What is expected: Begin with the first line of the material and copy each line word for word through the line that contains "const [needAuth, setNeedAuth]"; the pictures are left out.

Collected material:

___

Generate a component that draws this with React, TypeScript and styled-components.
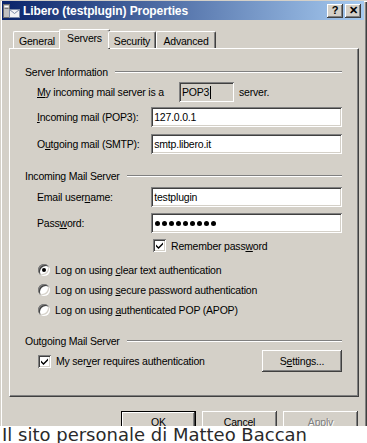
import React, { useState } from 'react'
import styled, { createGlobalStyle } from 'styled-components'

const GlobalStyle = createGlobalStyle`
  html, body {
    margin: 0;
    padding: 0;
    background: #ffffff;
  }
  body {
    font-family: "Liberation Sans", Arial, sans-serif;
  }
`

const raised = `
  box-shadow: inset -1px -1px #404040, inset 1px 1px #ffffff,
    inset -2px -2px #808080, inset 2px 2px #d4d0c8;
`

const sunken = `
  box-shadow: inset 1px 1px #808080, inset -1px -1px #ffffff,
    inset 2px 2px #404040, inset -2px -2px #d4d0c8;
`

const App = () => {
  const [auth, setAuth] = useState('clear')
  const [remember, setRemember] = useState(true)
  const [needAuth, setNeedAuth] = useState(true)

  return (
    <>
      <GlobalStyle />
      <Window>
        <TitleBar>
          <TitleIcon />
          <TitleText>Libero (testplugin) Properties</TitleText>
          <CaptionButton>?</CaptionButton>
          <CaptionButton $gap={2}>✕</CaptionButton>
        </TitleBar>
        <Body>
          <TabStrip>
            <Tab $width={48}>General</Tab>
            <Tab $width={51} $active>Servers</Tab>
            <Tab $width={48}>Security</Tab>
            <Tab $width={60}>Advanced</Tab>
          </TabStrip>
          <Panel>
            <GroupHeader>
              <span>Server Information</span>
              <Etch />
            </GroupHeader>
            <Row $top={4}>
              <Label $width={142}><u>M</u>y incoming mail server is a</Label>
              <Field $width={55} $readonly>POP3<Caret /></Field>
              <Label $width={50} $pad={5}>server.</Label>
            </Row>
            <Row $top={5}>
              <Label $width={115}><u>I</u>ncoming mail (POP3):</Label>
              <Field $width={192}>127.0.0.1</Field>
            </Row>
            <Row $top={7}>
              <Label $width={115}>O<u>u</u>tgoing mail (SMTP):</Label>
              <Field $width={192}>smtp.libero.it</Field>
            </Row>

            <GroupHeader $top={15}>
              <span>Incoming Mail Server</span>
              <Etch />
            </GroupHeader>
            <Row $top={5}>
              <Label $width={115}>Email user<u>n</u>ame:</Label>
              <Field $width={192}>testplugin</Field>
            </Row>
            <Row $top={6}>
              <Label $width={115}>Pass<u>w</u>ord:</Label>
              <Field $width={192}>
                <Dots>
                  {Array.from({ length: 9 }).map((_, i) => <Dot key={i} />)}
                </Dots>
              </Field>
            </Row>
            <CheckRow $top={6} $indent={116} onClick={() => setRemember(!remember)}>
              <CheckBox>{remember && <CheckMark />}</CheckBox>
              <span>Remember pass<u>w</u>ord</span>
            </CheckRow>
            <CheckRow $top={11} $indent={1} onClick={() => setAuth('clear')}>
              <Radio $checked={auth === 'clear'} />
              <span>Log on using <u>c</u>lear text authentication</span>
            </CheckRow>
            <CheckRow $top={7} $indent={1} onClick={() => setAuth('spa')}>
              <Radio $checked={auth === 'spa'} />
              <span>Log on using <u>s</u>ecure password authentication</span>
            </CheckRow>
            <CheckRow $top={7} $indent={1} onClick={() => setAuth('apop')}>
              <Radio $checked={auth === 'apop'} />
              <span>Log on using <u>a</u>uthenticated POP (APOP)</span>
            </CheckRow>

            <GroupHeader $top={18}>
              <span>Outgoing Mail Server</span>
              <Etch />
            </GroupHeader>
            <Row $top={3} $height={22}>
              <CheckLabel $indent={1} onClick={() => setNeedAuth(!needAuth)}>
                <CheckBox>{needAuth && <CheckMark />}</CheckBox>
                <span>My ser<u>v</u>er requires authentication</span>
              </CheckLabel>
              <PushButton $width={80} $height={22}>S<u>e</u>ttings...</PushButton>
            </Row>
          </Panel>
          <ButtonRow>
            <DefaultButton>OK</DefaultButton>
            <PushButton $width={75} $height={21}>Cancel</PushButton>
            <PushButton $width={75} $height={21} $disabled><u>A</u>pply</PushButton>
          </ButtonRow>
        </Body>
      </Window>
      <SiteCaption>Il sito personale di Matteo Baccan</SiteCaption>
    </>
  )
}

const TitleIcon = () => (
  <svg width="17" height="16" viewBox="0 0 17 16">
    <rect x="0.5" y="1.5" width="6" height="13" fill="#c0c0c0" stroke="#6d6d6d" />
    <rect x="1.5" y="3" width="4" height="1" fill="#ffffff" />
    <rect x="1.5" y="5" width="4" height="1" fill="#7a7a7a" />
    <rect x="6.5" y="6.5" width="10" height="8" fill="#f4f4f4" stroke="#7d8ca8" />
    <path d="M6.5 6.5 L11.5 10.5 L16.5 6.5" fill="none" stroke="#7d8ca8" />
  </svg>
)

const CheckMark = () => (
  <svg width="9" height="9" viewBox="0 0 9 9">
    <path d="M1 3.5 L3.5 6 L8 1.5 L8 3.5 L3.5 8 L1 5.5 Z" fill="#000" />
  </svg>
)

const Window = styled.div`
  width: 367px;
  height: 426px;
  box-sizing: border-box;
  padding: 1px 3px 0 2px;
  background: #d4d0c8;
  overflow: hidden;
  box-shadow: inset 1px 1px #d4d0c8, inset 2px 2px #ffffff,
    inset -1px 0 #404040, inset -2px 0 #808080;
  font-size: 10.5px;
  letter-spacing: -0.2px;
  color: #000;
`

const TitleBar = styled.div`
  height: 19px;
  display: flex;
  align-items: center;
  padding: 0 3px 0 1px;
  background: linear-gradient(to right, #0a246a, #a6caf0);
  letter-spacing: 0;
`

const TitleText = styled.div`
  flex: 1;
  margin-left: 3px;
  color: #ffffff;
  font-weight: bold;
  font-size: 12px;
  letter-spacing: -0.1px;
`

const CaptionButton = styled.div<{ $gap?: number }>`
  width: 16px;
  height: 14px;
  margin-left: ${p => p.$gap ?? 0}px;
  display: flex;
  align-items: center;
  justify-content: center;
  background: #d4d0c8;
  font-weight: bold;
  font-size: 11px;
  line-height: 1;
  ${raised}
`

const Body = styled.div`
  padding: 0 6px 0 7px;
`

const TabStrip = styled.div`
  display: flex;
  align-items: flex-end;
  height: 19px;
  margin-top: 9px;
  padding-left: 2px;
  position: relative;
  z-index: 1;
`

const Tab = styled.div<{ $width: number; $active?: boolean }>`
  width: ${p => p.$width}px;
  height: ${p => (p.$active ? 20 : 17)}px;
  box-sizing: border-box;
  margin: 0 ${p => (p.$active ? -2 : 0)}px ${p => (p.$active ? -1 : 0)}px;
  padding-top: ${p => (p.$active ? 2 : 3)}px;
  text-align: center;
  background: #d4d0c8;
  border-top: 1px solid #ffffff;
  border-left: 1px solid #ffffff;
  border-right: 1px solid #404040;
  border-radius: 2px 2px 0 0;
  box-shadow: inset -1px 0 #808080;
  &:first-child {
    margin-left: ${p => (p.$active ? 0 : 2)}px;
  }
`

const Panel = styled.div`
  width: 350px;
  height: 349px;
  box-sizing: border-box;
  padding: 16px 16px 0 15px;
  background: #d4d0c8;
  border-top: 1px solid #ffffff;
  border-left: 1px solid #ffffff;
  border-right: 1px solid #404040;
  border-bottom: 1px solid #404040;
  box-shadow: inset -1px -1px #808080;
  display: flex;
  flex-direction: column;
`

const GroupHeader = styled.div<{ $top?: number }>`
  display: flex;
  align-items: center;
  height: 13px;
  margin-top: ${p => p.$top ?? 0}px;
  white-space: nowrap;
`

const Etch = styled.div`
  flex: 1;
  height: 0;
  margin-left: 7px;
  border-top: 1px solid #808080;
  border-bottom: 1px solid #ffffff;
`

const Row = styled.div<{ $top: number; $height?: number }>`
  display: flex;
  align-items: center;
  height: ${p => p.$height ?? 20}px;
  margin-top: ${p => p.$top}px;
  padding-left: 12px;
`

const Label = styled.div<{ $width: number; $pad?: number }>`
  width: ${p => p.$width}px;
  padding-left: ${p => p.$pad ?? 0}px;
  white-space: nowrap;
`

const Field = styled.div<{ $width: number; $readonly?: boolean }>`
  width: ${p => p.$width}px;
  height: 20px;
  box-sizing: border-box;
  padding: 0 3px;
  display: flex;
  align-items: center;
  background: ${p => (p.$readonly ? '#d4d0c8' : '#ffffff')};
  ${sunken}
`

const Caret = styled.span`
  display: inline-block;
  width: 1px;
  height: 13px;
  margin-left: 1px;
  background: #000;
`

const Dots = styled.div`
  display: flex;
  gap: 2px;
  padding-left: 1px;
`

const Dot = styled.span`
  width: 5px;
  height: 5px;
  border-radius: 50%;
  background: #000;
`

const CheckRow = styled.div<{ $top: number; $indent: number }>`
  display: flex;
  align-items: center;
  gap: 5px;
  height: 13px;
  margin-top: ${p => p.$top}px;
  padding-left: ${p => 12 + p.$indent}px;
  cursor: default;
`

const CheckLabel = styled.div<{ $indent: number }>`
  flex: 1;
  display: flex;
  align-items: center;
  gap: 5px;
  padding-left: ${p => p.$indent}px;
`

const CheckBox = styled.div`
  width: 13px;
  height: 13px;
  box-sizing: border-box;
  display: flex;
  align-items: center;
  justify-content: center;
  background: #ffffff;
  ${sunken}
`

const Radio = styled.div<{ $checked: boolean }>`
  width: 12px;
  height: 12px;
  border-radius: 50%;
  background: #ffffff;
  position: relative;
  box-shadow: inset 1px 1px #808080, inset -1px -1px #ffffff,
    inset 2px 2px #404040, inset -2px -2px #d4d0c8;
  &::after {
    content: '';
    display: ${p => (p.$checked ? 'block' : 'none')};
    position: absolute;
    left: 4px;
    top: 4px;
    width: 4px;
    height: 4px;
    border-radius: 50%;
    background: #000;
  }
`

const PushButton = styled.div<{ $width: number; $height: number; $disabled?: boolean }>`
  width: ${p => p.$width}px;
  height: ${p => p.$height}px;
  box-sizing: border-box;
  display: flex;
  align-items: center;
  justify-content: center;
  background: #d4d0c8;
  color: ${p => (p.$disabled ? '#808080' : '#000')};
  text-shadow: ${p => (p.$disabled ? '1px 1px #ffffff' : 'none')};
  ${raised}
`

const DefaultButton = styled.div`
  width: 75px;
  height: 21px;
  box-sizing: border-box;
  display: flex;
  align-items: center;
  justify-content: center;
  background: #d4d0c8;
  border: 1px solid #000;
  ${raised}
`

const ButtonRow = styled.div`
  display: flex;
  justify-content: flex-end;
  gap: 6px;
  margin-top: 14px;
`

const SiteCaption = styled.div`
  height: 17px;
  padding-left: 2px;
  font-family: "DejaVu Sans", sans-serif;
  font-size: 18px;
  line-height: 17px;
  color: #2a2a2a;
  white-space: nowrap;
`

export default App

___

Correct answer:
Generate a component that draws this with React, TypeScript and styled-components.
import React, { useState } from 'react'
import styled, { createGlobalStyle } from 'styled-components'

const GlobalStyle = createGlobalStyle`
  html, body {
    margin: 0;
    padding: 0;
    background: #ffffff;
  }
  body {
    font-family: "Liberation Sans", Arial, sans-serif;
  }
`

const raised = `
  box-shadow: inset -1px -1px #404040, inset 1px 1px #ffffff,
    inset -2px -2px #808080, inset 2px 2px #d4d0c8;
`

const sunken = `
  box-shadow: inset 1px 1px #808080, inset -1px -1px #ffffff,
    inset 2px 2px #404040, inset -2px -2px #d4d0c8;
`

const App = () => {
  const [auth, setAuth] = useState('clear')
  const [remember, setRemember] = useState(true)
  const [needAuth, setNeedAuth] = useState(true)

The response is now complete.